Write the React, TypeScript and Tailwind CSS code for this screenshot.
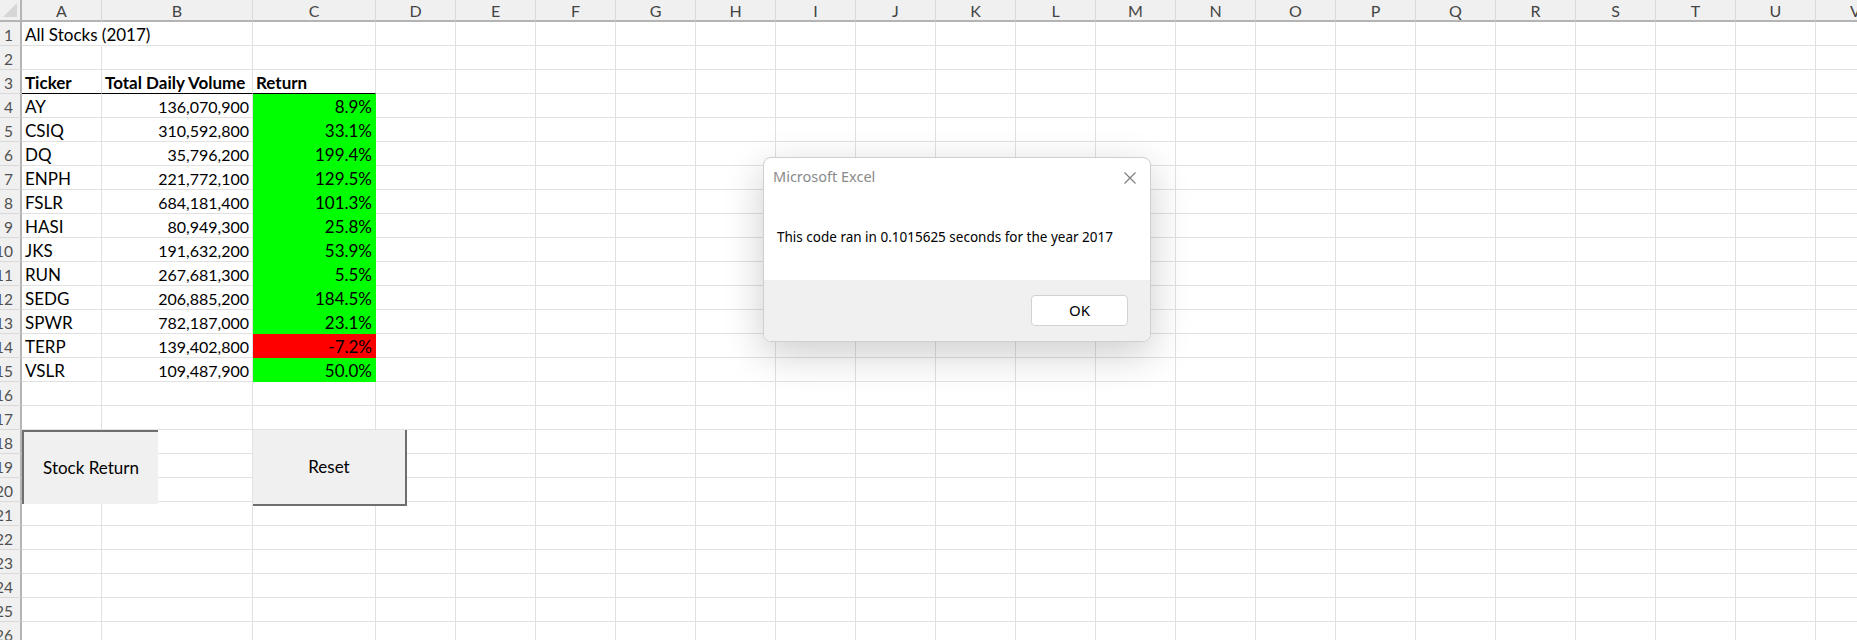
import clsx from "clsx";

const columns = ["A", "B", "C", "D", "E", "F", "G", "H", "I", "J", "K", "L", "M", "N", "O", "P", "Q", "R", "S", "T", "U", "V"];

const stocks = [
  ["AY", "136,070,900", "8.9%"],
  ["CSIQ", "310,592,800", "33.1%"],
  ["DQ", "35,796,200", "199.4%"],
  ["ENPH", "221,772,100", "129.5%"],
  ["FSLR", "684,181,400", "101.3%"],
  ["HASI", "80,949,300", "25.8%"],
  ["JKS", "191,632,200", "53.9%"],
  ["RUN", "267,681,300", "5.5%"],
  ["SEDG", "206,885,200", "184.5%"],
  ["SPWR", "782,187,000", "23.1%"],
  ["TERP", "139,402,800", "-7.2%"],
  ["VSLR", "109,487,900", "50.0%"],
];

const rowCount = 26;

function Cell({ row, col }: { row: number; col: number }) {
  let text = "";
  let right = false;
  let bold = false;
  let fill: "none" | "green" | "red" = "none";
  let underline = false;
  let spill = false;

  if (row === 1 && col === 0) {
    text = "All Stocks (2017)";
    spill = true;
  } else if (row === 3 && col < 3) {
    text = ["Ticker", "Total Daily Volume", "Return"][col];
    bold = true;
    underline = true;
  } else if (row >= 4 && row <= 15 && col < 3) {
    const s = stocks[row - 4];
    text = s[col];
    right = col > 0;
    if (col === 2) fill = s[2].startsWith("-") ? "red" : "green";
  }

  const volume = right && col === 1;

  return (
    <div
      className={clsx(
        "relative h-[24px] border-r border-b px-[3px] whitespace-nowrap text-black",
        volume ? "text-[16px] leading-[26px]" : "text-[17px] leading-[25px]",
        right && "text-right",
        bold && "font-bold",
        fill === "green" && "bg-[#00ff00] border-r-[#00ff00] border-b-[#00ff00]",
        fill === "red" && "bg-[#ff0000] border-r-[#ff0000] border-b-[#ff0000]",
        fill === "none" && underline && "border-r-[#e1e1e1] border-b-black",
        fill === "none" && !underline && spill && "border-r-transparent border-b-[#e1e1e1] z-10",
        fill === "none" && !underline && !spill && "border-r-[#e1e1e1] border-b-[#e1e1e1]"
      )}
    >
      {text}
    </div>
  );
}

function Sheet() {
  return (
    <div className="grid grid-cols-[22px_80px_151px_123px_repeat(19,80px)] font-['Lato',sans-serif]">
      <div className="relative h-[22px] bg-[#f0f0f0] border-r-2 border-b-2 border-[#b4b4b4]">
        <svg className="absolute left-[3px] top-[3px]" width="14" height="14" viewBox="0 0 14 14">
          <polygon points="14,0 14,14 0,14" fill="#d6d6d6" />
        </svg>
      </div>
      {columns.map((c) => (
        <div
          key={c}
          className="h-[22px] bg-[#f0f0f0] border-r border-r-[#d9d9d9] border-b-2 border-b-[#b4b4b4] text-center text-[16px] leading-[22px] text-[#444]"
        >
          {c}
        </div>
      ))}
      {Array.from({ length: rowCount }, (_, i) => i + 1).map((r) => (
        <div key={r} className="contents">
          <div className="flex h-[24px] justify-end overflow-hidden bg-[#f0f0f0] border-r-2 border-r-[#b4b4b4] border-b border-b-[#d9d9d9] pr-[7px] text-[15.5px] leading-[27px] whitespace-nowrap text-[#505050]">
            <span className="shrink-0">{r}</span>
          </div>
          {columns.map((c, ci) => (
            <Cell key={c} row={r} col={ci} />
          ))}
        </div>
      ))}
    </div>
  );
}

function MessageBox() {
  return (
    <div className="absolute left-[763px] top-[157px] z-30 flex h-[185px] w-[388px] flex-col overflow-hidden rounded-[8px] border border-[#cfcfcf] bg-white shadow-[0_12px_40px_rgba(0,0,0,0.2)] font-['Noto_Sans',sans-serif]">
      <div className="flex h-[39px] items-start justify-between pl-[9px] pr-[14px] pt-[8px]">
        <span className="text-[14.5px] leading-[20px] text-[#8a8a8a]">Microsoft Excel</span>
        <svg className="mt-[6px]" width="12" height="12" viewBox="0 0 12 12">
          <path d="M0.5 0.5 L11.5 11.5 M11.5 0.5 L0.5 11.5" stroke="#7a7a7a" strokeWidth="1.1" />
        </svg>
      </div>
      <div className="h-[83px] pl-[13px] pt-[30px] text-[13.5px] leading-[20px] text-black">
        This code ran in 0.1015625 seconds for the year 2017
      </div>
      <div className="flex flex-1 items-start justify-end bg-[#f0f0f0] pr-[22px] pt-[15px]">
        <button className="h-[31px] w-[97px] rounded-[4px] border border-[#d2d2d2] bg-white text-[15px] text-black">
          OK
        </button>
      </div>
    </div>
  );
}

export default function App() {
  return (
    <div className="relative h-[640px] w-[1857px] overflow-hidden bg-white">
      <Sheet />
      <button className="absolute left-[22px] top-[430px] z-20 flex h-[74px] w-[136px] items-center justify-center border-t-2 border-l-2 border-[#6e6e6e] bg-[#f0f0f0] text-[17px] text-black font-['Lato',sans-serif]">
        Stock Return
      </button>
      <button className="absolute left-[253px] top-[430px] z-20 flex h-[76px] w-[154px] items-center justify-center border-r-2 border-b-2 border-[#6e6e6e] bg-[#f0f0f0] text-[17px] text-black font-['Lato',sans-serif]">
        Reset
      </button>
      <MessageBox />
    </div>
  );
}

▬▬▬

Please take the lines from the beginning of the data above through the line holding "let spill = false;" and transcribe them exactly, without any pictures.

Write the React, TypeScript and Tailwind CSS code for this screenshot.
import clsx from "clsx";

const columns = ["A", "B", "C", "D", "E", "F", "G", "H", "I", "J", "K", "L", "M", "N", "O", "P", "Q", "R", "S", "T", "U", "V"];

const stocks = [
  ["AY", "136,070,900", "8.9%"],
  ["CSIQ", "310,592,800", "33.1%"],
  ["DQ", "35,796,200", "199.4%"],
  ["ENPH", "221,772,100", "129.5%"],
  ["FSLR", "684,181,400", "101.3%"],
  ["HASI", "80,949,300", "25.8%"],
  ["JKS", "191,632,200", "53.9%"],
  ["RUN", "267,681,300", "5.5%"],
  ["SEDG", "206,885,200", "184.5%"],
  ["SPWR", "782,187,000", "23.1%"],
  ["TERP", "139,402,800", "-7.2%"],
  ["VSLR", "109,487,900", "50.0%"],
];

const rowCount = 26;

function Cell({ row, col }: { row: number; col: number }) {
  let text = "";
  let right = false;
  let bold = false;
  let fill: "none" | "green" | "red" = "none";
  let underline = false;
  let spill = false;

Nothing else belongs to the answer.